Live On Coliru (including test data)
#define NDEBUG
#undef DEBUG
#include <boost/iostreams/device/mapped_file.hpp>
#include <boost/utility/string_ref.hpp>
#include <boost/optional.hpp>
#include <boost/spirit/include/qi.hpp>
#include <thread>
#include <iomanip>
namespace io = boost::iostreams;
namespace qi = boost::spirit::qi;
template <typename Key, typename Value>
struct text_multi_lookup {
text_multi_lookup(char const* begin, char const* end)
: _map_begin(begin),
_map_end(end)
{
}
private:
friend struct iterator;
enum : char { nl = '\n' };
using rawit = char const*;
rawit _map_begin, _map_end;
rawit start_of_line(rawit it) const {
while (it > _map_begin) if (*--it == nl) return it+1;
assert(it == _map_begin);
return it;
}
rawit end_of_line(rawit it) const {
while (it < _map_end) if (*it++ == nl) return it;
assert(it == _map_end);
return it;
}
public:
struct value_type final {
rawit beg, end;
Key key;
Value value;
boost::string_ref str() const { return { beg, size_t(end-beg) }; }
};
struct iterator : boost::iterator_facade<iterator, boost::string_ref, boost::bidirectional_traversal_tag, value_type> {
iterator(text_multi_lookup const& d, rawit it) : _region(&d), _data { it, nullptr, Key{}, Value{} } {
assert(_data.beg == _region->start_of_line(_data.beg));
}
private:
friend text_multi_lookup;
text_multi_lookup const* _region;
value_type mutable _data;
void ensure_parsed() const {
if (!_data.end)
{
assert(_data.beg == _region->start_of_line(_data.beg));
auto b = _data.beg;
_data.end = _region->end_of_line(_data.beg);
if (!qi::phrase_parse(
b, _data.end,
qi::auto_ >> qi::auto_ >> qi::eoi,
qi::space,
_data.key, _data.value))
{
std::cerr << "Problem in: " << std::string(_data.beg, _data.end)
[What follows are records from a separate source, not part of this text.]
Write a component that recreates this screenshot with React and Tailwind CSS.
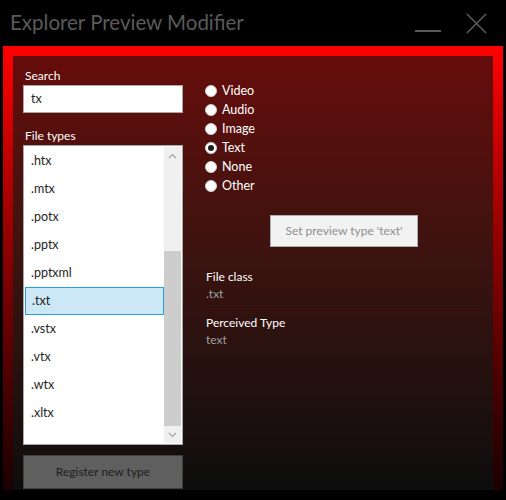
import React from "react";

const font = { fontFamily: 'Lato, "Noto Sans", sans-serif' };

const items = [".htx", ".mtx", ".potx", ".pptx", ".pptxml", ".txt", ".vstx", ".vtx", ".wtx", ".xltx"];
const radios = ["Video", "Audio", "Image", "Text", "None", "Other"];

function Radio({ label, checked }) {
  return (
    <div className="flex items-center h-[19px]">
      <div className="w-[12px] h-[12px] rounded-full bg-white border border-[#d0d0d0] flex items-center justify-center">
        {checked && <div className="w-[6px] h-[6px] rounded-full bg-[#1e1e1e]" />}
      </div>
      <span className="ml-[5px] text-[12.5px] text-white leading-[19px]">{label}</span>
    </div>
  );
}

export default function App() {
  return (
    <div className="w-[506px] h-[500px] bg-black flex flex-col" style={font}>
      {/* Title bar */}
      <div className="h-[46px] flex items-start relative">
        <div className="pl-[10px] pt-[8px] text-[20.5px] leading-[28px] text-[#5a5a5a]">Explorer Preview Modifier</div>
        <div className="ml-auto flex items-start">
          <div className="mt-[30px] w-[26px] h-[2px] bg-[#5a5a5a]" />
          <svg className="ml-[25px] mt-[13px] mr-[19px]" width="21" height="21" viewBox="0 0 21 21">
            <path d="M1 1 L20 20 M20 1 L1 20" stroke="#5a5a5a" strokeWidth="1.6" fill="none" />
          </svg>
        </div>
      </div>
      {/* Frame */}
      <div className="ml-[3px] w-[500px] h-[444px] pt-[10px] px-[10px] bg-gradient-to-b from-[#ff0000] to-[#1c0000]">
        <div className="w-full h-full bg-gradient-to-b from-[#660b0b] to-[#0d0d0d] px-[10px] flex">
          {/* Left column */}
          <div className="w-[160px] flex flex-col">
            <div className="mt-[12px] h-[16px] pl-[2px] text-[12px] leading-[16px] text-white">Search</div>
            <div className="mt-[1px] h-[28px] bg-white border border-[#a8a8a8] flex items-center pl-[7px] text-[12.5px] text-[#1e1e1e]">tx</div>
            <div className="mt-[15px] h-[17px] pl-[2px] text-[12px] leading-[16px] text-white">File types</div>
            <div className="h-[300px] bg-white border border-[#a8a8a8] p-px flex">
              <div className="flex-1 flex flex-col">
                {items.map((it) => (
                  <div
                    key={it}
                    className={
                      "h-[28px] flex items-center pl-[6px] text-[12.5px] text-[#1e1e1e] " +
                      (it === ".txt" ? "bg-[#cce8f7] border border-[#26a0da] pl-[5px]" : "")
                    }
                  >
                    {it}
                  </div>
                ))}
              </div>
              <div className="w-[17px] bg-[#f0f0f0] flex flex-col">
                <div className="h-[17px] flex items-center justify-center">
                  <svg width="9" height="6" viewBox="0 0 9 6">
                    <path d="M1 5 L4.5 1.5 L8 5" stroke="#a3a3a3" strokeWidth="1.2" fill="none" />
                  </svg>
                </div>
                <div className="flex-1 flex flex-col">
                  <div className="h-[87px]" />
                  <div className="flex-1 bg-[#cdcdcd]" />
                </div>
                <div className="h-[17px] flex items-center justify-center">
                  <svg width="9" height="6" viewBox="0 0 9 6">
                    <path d="M1 1 L4.5 4.5 L8 1" stroke="#a3a3a3" strokeWidth="1.2" fill="none" />
                  </svg>
                </div>
              </div>
            </div>
            <div className="mt-[10px] h-[34px] bg-[#5f5f5f] border border-[#404040] flex items-center justify-center text-[12px] text-[#1e1e1e]">
              Register new type
            </div>
          </div>
          {/* Right column */}
          <div className="flex-1 ml-[22px] flex flex-col">
            <div className="mt-[25px] flex flex-col">
              {radios.map((r) => (
                <Radio key={r} label={r} checked={r === "Text"} />
              ))}
            </div>
            <div className="mt-[20px] flex justify-center">
              <div className="w-[148px] h-[32px] bg-[#f2f2f2] border border-[#adadad] flex items-center justify-center text-[12px] text-[#8f8f8f]">
                Set preview type 'text'
              </div>
            </div>
            <div className="mt-[21px] pl-px text-[12px] leading-[17px] text-white">File class</div>
            <div className="pl-px text-[12px] leading-[17px] text-[#a0a0a0]">.txt</div>
            <div className="mt-[6px] h-px bg-[#4a0d0d] -ml-px" />
            <div className="mt-[5px] pl-px text-[12px] leading-[17px] text-white">Perceived Type</div>
            <div className="pl-px text-[12px] leading-[17px] text-[#a0a0a0]">text</div>
          </div>
        </div>
      </div>
    </div>
  );
}
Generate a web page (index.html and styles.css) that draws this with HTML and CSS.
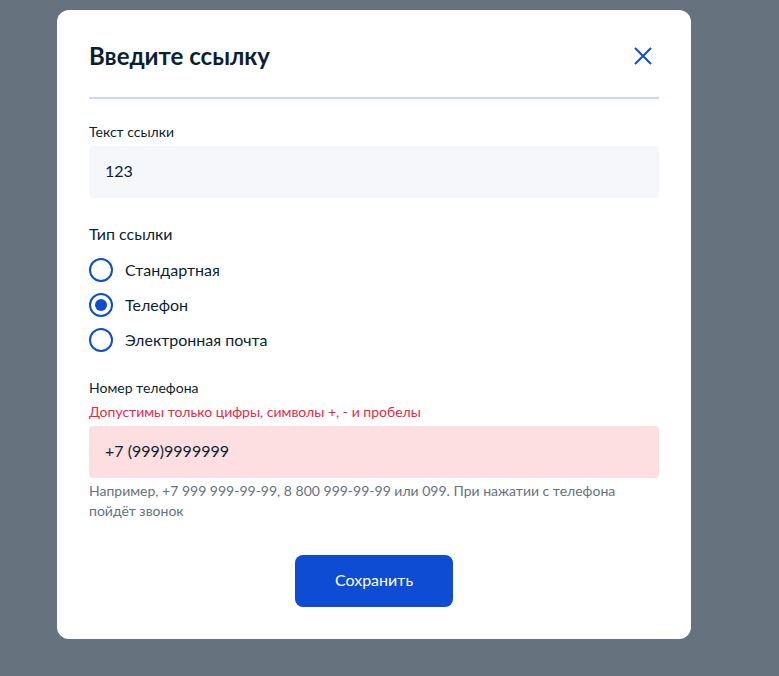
FILE: index.html
```html
<!DOCTYPE html>
<html>
<head>
    <title>Введите ссылку</title>
    <link rel="stylesheet" href="styles.css">
</head>
<body>
    <div class="modal">
        <div class="modal-header">
            <h2 class="modal-title">Введите ссылку</h2>
            <button type="button" class="close-btn" aria-label="Закрыть">
                <svg width="18" height="18" viewBox="0 0 18 18">
                    <path d="M1 1L17 17M17 1L1 17" stroke="#0d4cd3" stroke-width="2" fill="none"/>
                </svg>
            </button>
        </div>

        <form class="link-form">
            <label class="field-label" for="linkText">Текст ссылки</label>
            <input class="text-input" type="text" id="linkText" value="123">

            <div class="group-title">Тип ссылки</div>
            <div class="radio-list">
                <label class="radio-row">
                    <input type="radio" name="linkType" value="standard">
                    <span class="radio-mark"></span>
                    <span>Стандартная</span>
                </label>
                <label class="radio-row">
                    <input type="radio" name="linkType" value="phone" checked>
                    <span class="radio-mark"></span>
                    <span>Телефон</span>
                </label>
                <label class="radio-row">
                    <input type="radio" name="linkType" value="email">
                    <span class="radio-mark"></span>
                    <span>Электронная почта</span>
                </label>
            </div>

            <label class="field-label phone-label" for="phone">Номер телефона</label>
            <div class="error-text">Допустимы только цифры, символы +, - и пробелы</div>
            <input class="text-input has-error" type="text" id="phone" value="+7 (999)9999999">
            <p class="hint">Например, +7 999 999-99-99, 8 800 999-99-99 или 099. При нажатии с телефона пойдёт звонок</p>

            <div class="actions">
                <button type="button" class="save-btn">Сохранить</button>
            </div>
        </form>
    </div>
</body>
</html>
```

FILE: styles.css
```css
body {
    margin: 0;
    height: 676px;
    background: #66737f;
    font-family: Lato, "Noto Sans", sans-serif;
    color: #0b1f33;
    overflow: hidden;
}

.modal {
    width: 570px;
    margin: 10px 0 0 57px;
    padding: 32px;
    background: #fff;
    border-radius: 12px;
}

.modal-header {
    display: flex;
    align-items: center;
    justify-content: space-between;
    padding-bottom: 27px;
    border-bottom: 2px solid #ccd7f0;
}

.modal-title {
    margin: 0;
    font-size: 24px;
    line-height: 28px;
    font-weight: 700;
    color: #0b1f33;
}

.close-btn {
    display: flex;
    padding: 0;
    margin-right: 7px;
    border: none;
    background: none;
    cursor: pointer;
}

.link-form {
    display: flex;
    flex-direction: column;
    padding-top: 23px;
}

.field-label {
    font-size: 14px;
    line-height: 20px;
    margin-bottom: 4px;
}

.text-input {
    height: 52px;
    box-sizing: border-box;
    padding: 0 16px 3px;
    border: none;
    border-radius: 4px;
    background: #f5f7fa;
    font-family: Lato, "Noto Sans", sans-serif;
    font-size: 16px;
    color: #0b1f33;
    outline: none;
}

.text-input.has-error {
    background: #fddfe2;
}

.group-title {
    margin-top: 24px;
    font-size: 16px;
    line-height: 24px;
}

.radio-list {
    display: flex;
    flex-direction: column;
    gap: 11px;
    margin-top: 12px;
}

.radio-row {
    display: flex;
    align-items: center;
    gap: 12px;
    font-size: 16px;
    line-height: 24px;
    cursor: pointer;
}

.radio-row input {
    display: none;
}

.radio-mark {
    width: 24px;
    height: 24px;
    box-sizing: border-box;
    border: 2px solid #0d4cd3;
    border-radius: 50%;
    display: flex;
    align-items: center;
    justify-content: center;
}

.radio-row input:checked + .radio-mark::after {
    content: "";
    width: 12px;
    height: 12px;
    border-radius: 50%;
    background: #0d4cd3;
}

.phone-label {
    margin-top: 26px;
}

.error-text {
    font-size: 14px;
    line-height: 20px;
    color: #ee2746;
    margin-bottom: 4px;
}

.hint {
    margin: 3px 0 0;
    font-size: 14px;
    line-height: 20px;
    color: #66727f;
}

.actions {
    display: flex;
    justify-content: center;
    margin-top: 34px;
}

.save-btn {
    width: 158px;
    height: 52px;
    padding: 0 0 3px;
    border: none;
    border-radius: 8px;
    background: #0d4cd3;
    color: #fff;
    font-family: Lato, "Noto Sans", sans-serif;
    font-size: 16px;
    cursor: pointer;
}
```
<< "at: " << std::setw(_data.end-_data.beg) << std::right << std::string(_data.beg,_data.end);
assert(false);
}
}
}
static iterator mid_point(iterator const& a, iterator const& b) {
assert(a._region == b._region);
return { *a._region, a._region->start_of_line(a._data.beg + (b._data.beg -a._data.beg)/2) };
}
public:
value_type const& dereference() const {
ensure_parsed();
return _data;
}
bool equal(iterator const& o) const {
return (_region == o._region) && (_data.beg == o._data.beg);
}
void increment() {
_data = { _region->end_of_line(_data.beg), nullptr, Key{}, Value{} };
assert(_data.beg == _region->start_of_line(_data.beg));
}
};
using const_iterator = iterator;
const_iterator begin() const { return { *this, _map_begin }; }
const_iterator end() const { return { *this, _map_end }; }
const_iterator cbegin() const { return { *this, _map_begin }; }
const_iterator cend() const { return { *this, _map_end }; }
template <typename CompatibleKey>
const_iterator lower_bound(CompatibleKey const& key) const {
auto f(begin()), l(end());
while (f!=l) {
auto m = iterator::mid_point(f,l);
if (m->key < key) {
f = m;
++f;
}
else {
l = m;
}
}
return f;
}
template <typename CompatibleKey>
const_iterator upper_bound(CompatibleKey const& key) const {
return upper_bound(key, begin());
}
private:
template <typename CompatibleKey>
const_iterator upper_bound(CompatibleKey const& key, const_iterator f) const {
auto l(end());
while (f!=l) {
auto m = iterator::mid_point(f,l);
if (key < m->key) {
l = m;
}
else {
f = m;
++f;
}
}
return f;
}
public:
template <typename CompatibleKey>
std::pair<const_iterator, const_iterator> equal_range(CompatibleKey const& key) const {
auto lb = lower_bound(key);
return { lb, upper_bound(key, lb) };
}
};
#include <iostream>
int main() {
io::mapped_file_source map("input.txt");
text_multi_lookup<double, unsigned int> tml(map.data(), map.data() + map.size());
auto const e = tml.end();
for(auto&& line : tml)
{
std::cout << line.str();
auto er = tml.equal_range(line.key);
if (er.first != e) std::cout << " lower: " << er.first->str();
if (er.second != e) std::cout << " upper: " << er.second->str();
}
}
For the curious: here's the disassembly. Note how all the algorithmic stuff is inlined right into main
: http://paste.ubuntu.com/9946135/
data_multimap = (std::multimap<double, unsigned int> *)data_file_mapped.data();
, as far I can read from the boost documentation, you have missunderstood that function, that casting will not work, you need to fill the the multimap with the char* provided by data()
I edit to add a bit more detailed content, for example after the mapping, you can do
std::getline(data_file_mapped, oneString);
And after that, deliver the content on the line (you can use a stringstream for that task) and fill your multimap.
Repeat the process until the end of the file.